A new, pre-clinical study by researchers suggests that a novel drug combination could lead to profound leukemia cell death by disrupting the function of two major pro-survival proteins.
The study took place at Virginia Commonwealth University Massey Cancer Center. The effectiveness of the therapy lies in its ability to target a pro-survival cell signaling pathway known as PI3K/AKT/mTOR, upon which the leukemia cells have become dependent.
In the study, published in the journal Cancer Research, researchers combined the drug ABT-737 with another agent BEZ235. ABT-737 targets proteins known as B-cell lymphoma 2 (Bcl-2) and Bcl-xL, which prevent apoptosis, a form of cell suicide, in cancer cells. BEZ235 directly inhibits the PI3K/AKT/mTOR pathway, and as a result, reduces the expression of another anti-apoptotic protein known as Mcl-1, which is not targeted by ABT-737.
It is activated in 50 to 80 percent of patients with acute myelogenous leukemia (AML), and in some, but not all cases, is associated with genetic mutations. Significantly, disabling both anti-apoptotic proteins, Bcl-2 and Bcl-xL, in conjunction with Mcl-1, caused profound cell death of leukemia cells in the test tube as well as in animal models of AML.
"This study builds on many years of work in our laboratory investigating the mechanisms that regulate apoptosis in human leukemia cells. To the best of our knowledge, it is the first to raise the possibility that activation of the P13K/AKT/mTOR pathway, rather than genetic mutations within the pathway, may represent the best predictor of leukemia cell responses to these targeted agents," says one of the study's key researchers Steven Grant, M.D., Shirley Carter Olsson and Sture Gordon Olsson Chair in Oncology Research, associate director for translational research, program co-leader of Developmental Therapeutics and Cancer Cell Signaling research member at VCU Massey Cancer Center.
"These findings could lead to a new therapeutic strategy for patients with AML and potentially other diseases by targeting patients whose leukemia cells display activation of a specific survival pathway."
Grant's team made another discovery that helped explain the new therapy's effectiveness.
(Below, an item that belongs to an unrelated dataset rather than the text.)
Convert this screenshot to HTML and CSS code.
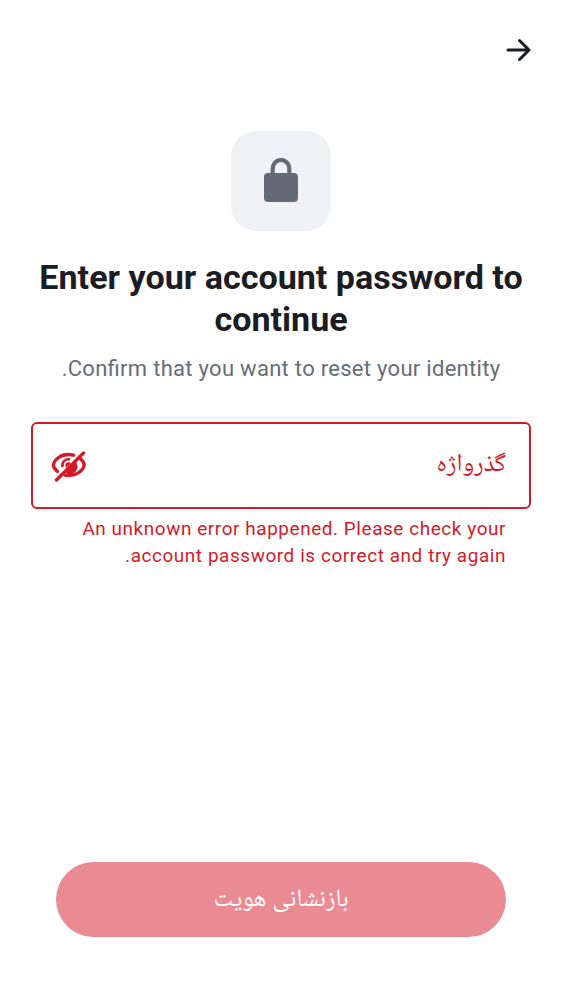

They found that the therapy releases and/or activates the pro-apoptotic proteins Bim, Bak and Bax, which help trigger apoptosis. Thus, in addition to disabling major pro-survival proteins, the combination therapy also helps to unleash several additional proteins that promote apoptosis.
Moving forward, Grant and his team hope to work with pharmaceutical companies and the National Cancer Institute to develop strategies combining inhibitors of the PI3K/AKT/mTOR pathway with Bcl-2 family antagonists for the treatment of patients with AML.